With the demise of the Donington dream, all hope for the future of the British Grand Prix now rests with Silverstone where BRDC president Damon Hill is insisting that he will not allow the Northamptonshire circuit to be used as a stop-gap.

The withdrawal of the £135m bond, Donington's last hope of raising the sort of money needed to host the Grand Prix from 2010, means that - as many feared from the outset - the Donington dream is dead in the water, all that remains is for someone to put it out of its misery.

British fans, including many who never wanted to see the Grand Prix leave Silverstone in the first place, are now truly concerned as to whether they will continue to have a race in 2010 and beyond.

During the summer, Ecclestone, sensing that all was not well at Donington, admitted to holding talks with Silverstone with a view to holding the 2010 event there should Simon Gillett not have everything in place. However, as time wore on, and Gillett's ability to raise the required funding became ever more unlikely, Hill sensed he was in a position of power. Rather than allow Silverstone and its owners, the British Racing Drivers' Club (BRDC) to be used (yet again), he put his foot down insisting that he would not allow the Northampton track to be used as a stop-gap while Ecclestone sorted out a more lucrative long-term deal elsewhere.
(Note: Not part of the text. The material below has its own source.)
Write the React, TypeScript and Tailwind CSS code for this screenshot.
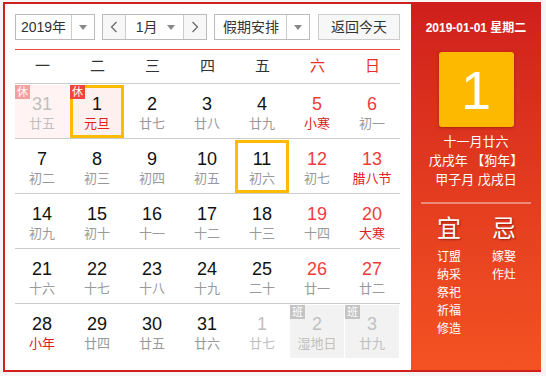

Hill is now calling for a long-term deal for Silverstone, similar to that agreed with Donington, which also makes the hosting of the Grand Prix financially viable. However, mindful of the fact that he is being painted into a corner - after all, the fans, team, sponsors and drivers want to see Britain remain on the calendar - Ecclestone has hit back, claiming that F1 doesn't need Britain.

"Silverstone has not yet been offered a commercially viable contract," he told the Daily Express. "No one is forcing them to take it," he added, referring to Hill's reluctance to accept the F1 supremo's initial offer. "This is business. We have offered them a deal.

"The contract they have is the contract we like," he added. "We are not prepared to charge less. Do we need a British Grand Prix? No."

Despite the fact that Silverstone hosted the first ever Formula One World Championship Grand Prix, and the Britain has host a race every season since 1950, Ecclestone insists that Britain is not one of the 'traditional' events.

"Italy is a traditional race because they have always raced at Monza," he said, which is rubbish, the Italian Grand Prix was once held at Imola and for many years there were two rounds of the championship held in Italy. However, this was mainly during the era when Schumacher and Ferrari were dominant, for Ecclestone - as opposed to tradition - goes where the money is. When Ferrari was doing well Italy had two Grands Prix, likewise Germany (Schumacher). Now Spain gets two events courtesy of Alonso, while Britain, which has back-to-back champions faces the loss of its race.

"Monaco is traditional as they have always had the same track," he continued. "Britain and France have raced at three different circuits. They want a cut-price deal because it is traditional. That's not traditional to me. Britain is not protected. I would like a new plane because it's traditional as I have had one for 40 years but no one is offering me a cheap deal. That's not how it works. A lot of countries want Grands Prix. How would it be fair to those countries to charge them more than a major country like Britain?"